2024.02.02 08:00
小社会 走る交番
今のように「箱」を設けて警官が詰めるよう定められたのが1881年2月2日。これにちなみ、きょうは「交番設置記念日」なのだとか。交番登場からちょうど150年。日本で育った治安システムは、いまや「KOBAN」として世界各国に広がる。
その交番。近年は移動式が増えているようだ。本県でも先月末、ワンボックス車を改装した移動交番車が安田町に初出動した、と報じられた。
移動スーパーに移動金融車、移動期日前投票所…、次々と登場する出張サービスに治安・防犯が加わった。前向きな話ながら、中山間地域の過疎の現実を改めて映す。
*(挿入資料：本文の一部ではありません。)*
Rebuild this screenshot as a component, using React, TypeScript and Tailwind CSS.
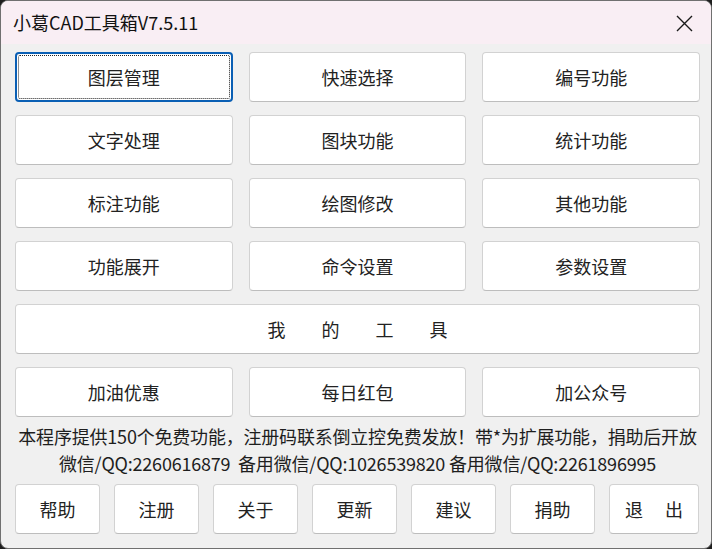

ただ、地域はやはり心強いだろう。世界で交番が普及するのは、あるだけで犯罪抑止になることが実証されているから。県警が2000年代半ばに駐在所・交番の大規模な統廃合を進め、地域からかなり反発が出たことを思い出す。あって当たり前。なくなると知って、初めて存在の大きさに気づいた。
移動交番車は、警察側から住民に働きかける数少ない手段の一つでもある。役割は見た目以上に大きいのかも。一方で将来的に駐在所の再編話が出てきた時、代替手段として安易に使われるかもしれない。その走らせ方は、間違えないでほしいものである。